Auto-generated reports - Githubissues

seasketch / next

A modernization version of the SeaSketch platform, released in 2022.

https://seasketch.org

BSD 3-Clause "New" or "Revised" License

7 stars 0 forks source link

Auto-generated reports #812

Open wmcclin opened 1 month ago

wmcclin commented 1 month ago

It would be great if reports for sketches were started as soon as the sketch was completed. Likewise, it would be great if the reports for sketches (or collections) began generating as soon as they were posted to a forum. That way, in many cases, when the reports are inspected for the first time, it's likely that they wouldn't need any time to generate and, instead, were pulled from a cache.

underbluewaters commented 1 month ago

The key question for this one is whether opening a report when geoprocessing is already in progress would kick off a new geoprocessing request, or if it would wait for the already in-progress request. I'm not sure whether the existing caching system would handle that. If not, it wouldn't result in an improvement in perceived performance unless geoprocessing completely finished before the user opened the report.

twelch commented 1 month ago

I'll double check this at a deeper level. Abby and I did check that in SeaSketch right now, if you start a report run in one tab, then stagger open the same report in another tab, results will roll into both tabs at the same time, using the same web socket URL. Need to confirm that it's not double running the run lambda.

twelch commented 1 month ago

In short, you will definitely get an improvement, at least for async functions (almost all reports are), so you should be fine to move ahead with this. I just need to make sure it's not doing more work than it needs to.

One thing to think about is that this feature will complicate debugging in production. I think we would want to at least be able to administratively turn this feature off when necessary.

underbluewaters commented 1 month ago

Thanks for checking in on that. Should be a relatively simple thing to get SeaSketch to prompt these.

@twelch can you elaborate on how you would want to control this? Would it be project-specific for all users, user-specific, sketch-specific, global?

twelch commented 1 month ago

@underbluewaters can you share a little bit about how the auto-generating mechanism would work? Would it load a hidden iframe?

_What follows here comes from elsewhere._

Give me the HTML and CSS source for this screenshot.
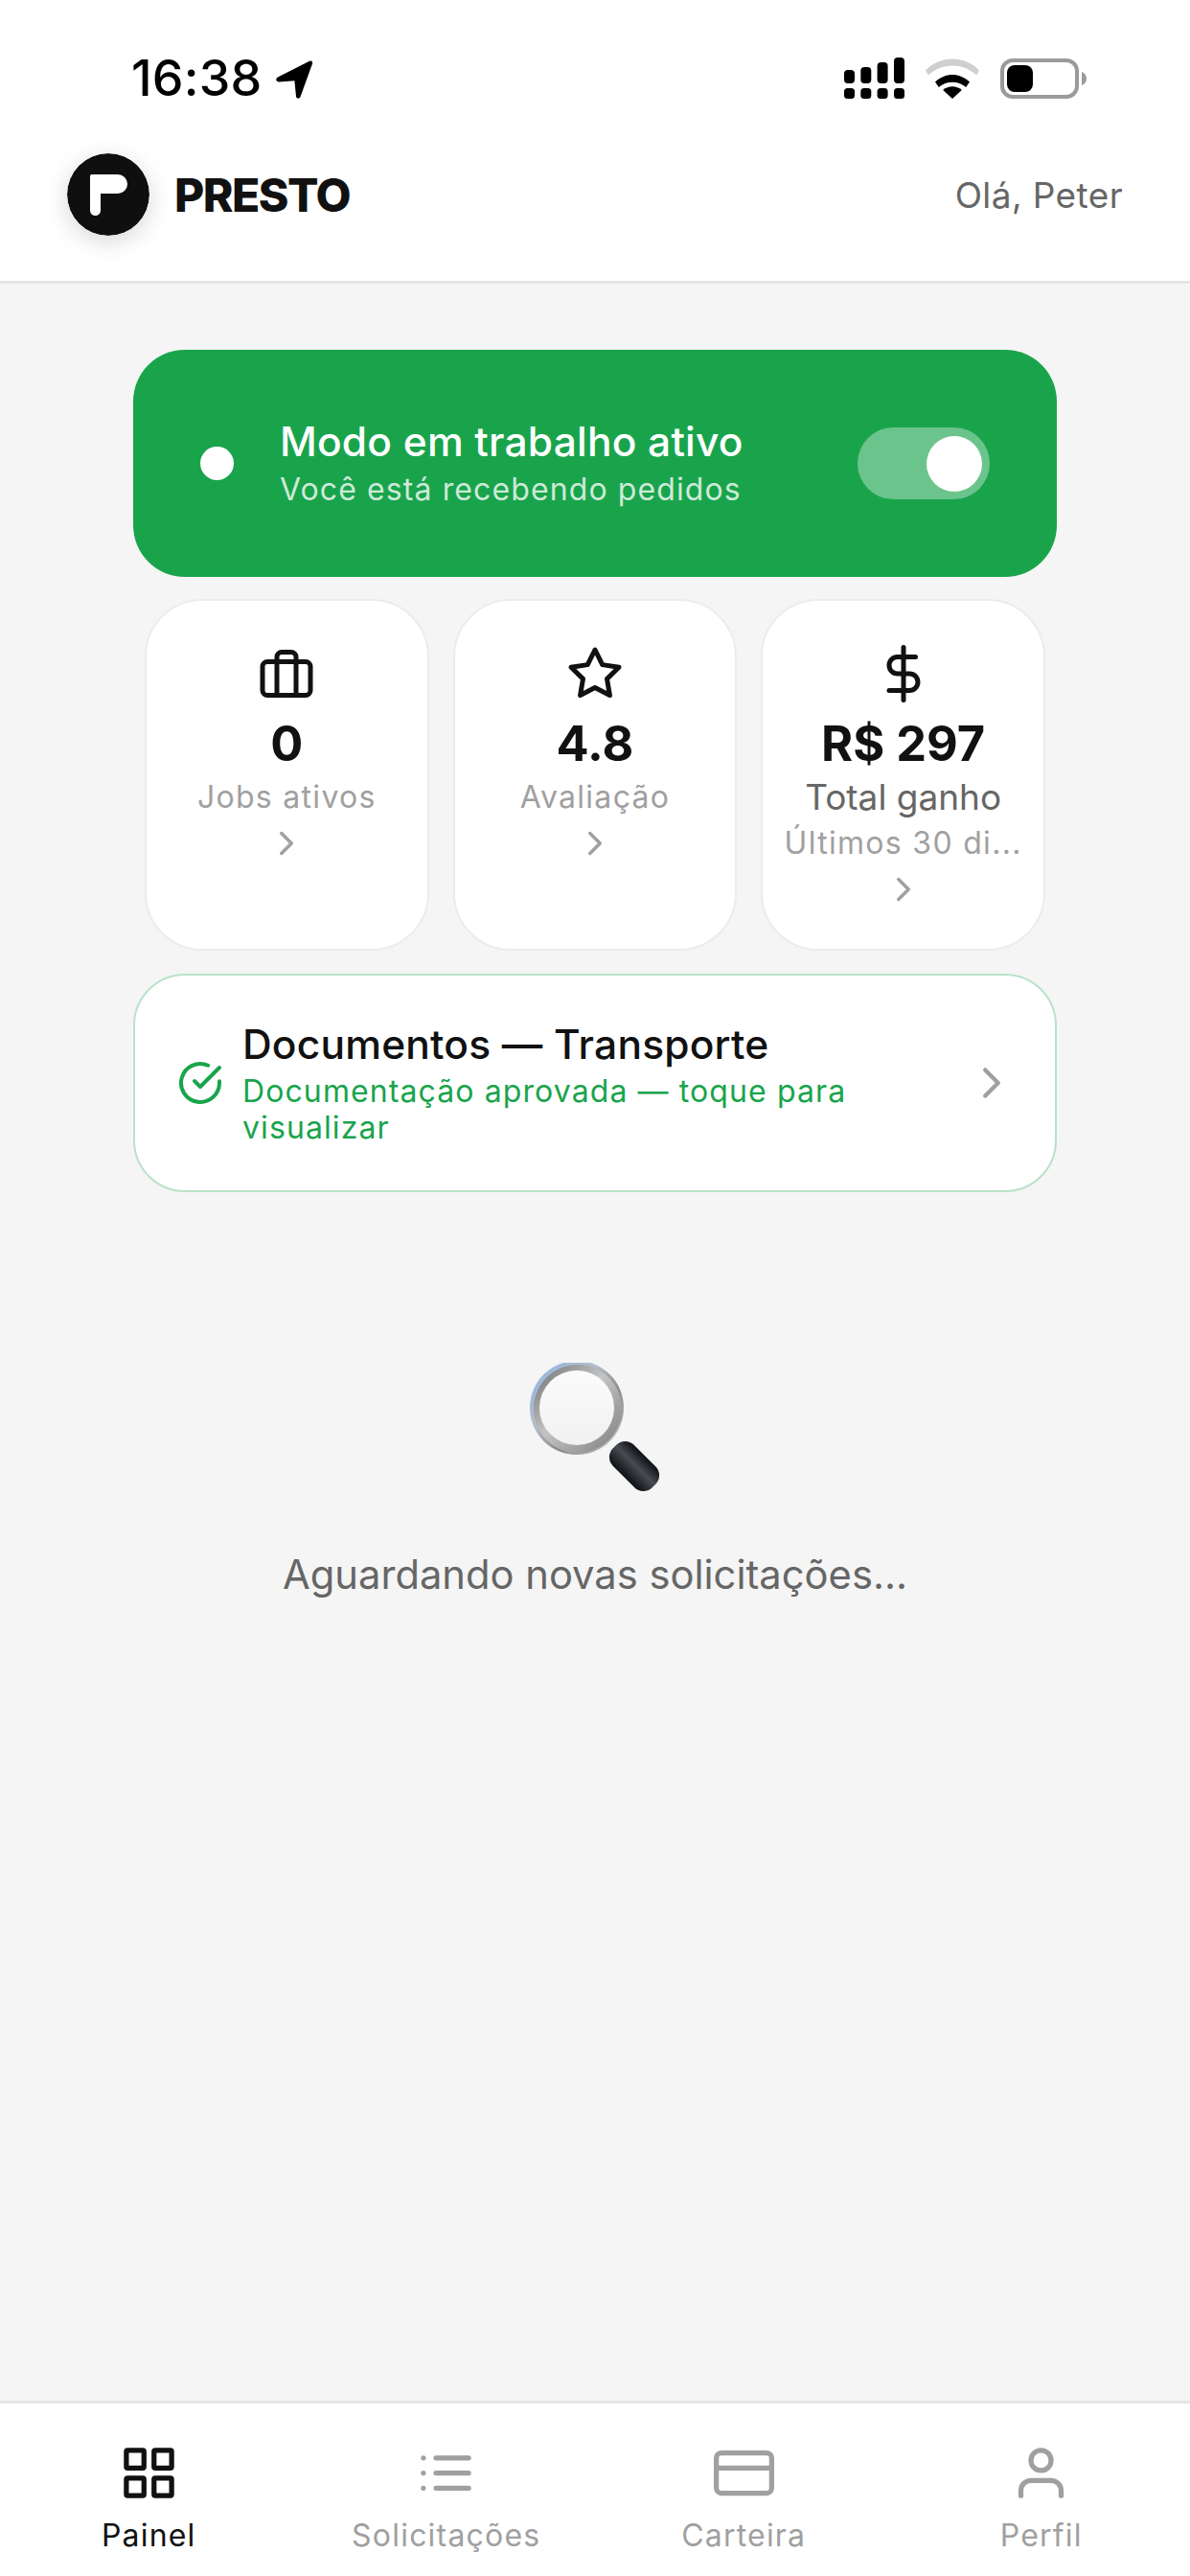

My request for being able to disable this is really just a gut reaction. After thinking it through, we probably don't need it. If a lambda fails, the error and call stack is in the dynamodb item, and that will be displayed with the user clicks to view the report.

I'm used to using seasketch as the primary report debugging tool and having view of the all the network request. In this case of auto-starting we wouldn't see the initial start request for each lambda, but the subsequent click on "View attributes and reports" would generate its own.

twelch commented 1 month ago

Perhaps you had in mind reading the service manifest and calling all of the published gp function lambdas directly, so that any/all reports client should then be ready to load.

twelch commented 1 month ago

For any gp function that accepts extra runtime parameters (e.g. geographyId), it should run with its default values when one is not provided. Just to say that SeaSketch probably doesn't need to be aware of the extraParams.

twelch commented 1 month ago

If we did want to be able to disable this feature, project level or a little finer would be fine. I could see it being made available via the existing geoprocessing service configuration for a sketch class

underbluewaters commented 1 month ago

I'm thinking this would be something the server calls based on the service manifest. I'm now realizing it might not be that simple though. I guess the manifest potentially includes unused tasks, or tasks that apply to only sketches or only collections. Is the client the only piece that really knows what is appropriate to run?

twelch commented 1 month ago

Is the client the only piece that really knows what is appropriate to run?

More of this logic is held in the client these days yes. Without having had any need to expose it to externally to SeaSketch until now.

I guess the manifest potentially includes unused tasks

Unused tasks are possible, but not typical.

or tasks that apply to only sketches or only collections.

I always write gp functions that work with either a sketch or collection. Abby and Peter have followed along with that as far as I know. But you're right someone might not. I could add a new gp handler option like inputType: ("Sketch" | "SketchCollection")[] and expose in the service manifest. Without that, worst case is you invoke some lambdas with bad sketch input that errors and no one will ever see it.

Another thing to know about is worker functions, which we currently write and publish as sync geoprocessing functions. You shouldn't execute these directly. I could add an isWorker: boolean property to gp handler options. Or maybe go more direct and let the function publisher control when to pre-execute with a preCache: boolean gp handler option. Which could solve for the worker situation, the published but unused function situation, and any other situation that comes up in the future we haven't thought about.

underbluewaters commented 1 month ago

Sounds like opt-in might be the way to go here. We could have preCache be an enum like SKETCH | COLLECTION | NONE.

Along those lines and in the interests of having debugging control, would it make sense to just list of gp functions where sketch classes are configured in SeaSketch admin and have it be enabled there? In that case we'd still want an isWorker boolean to avoid listing those as options. Any preference for whether this is controlled in geoprocessing metadata vs in the SeaSketch admin interface?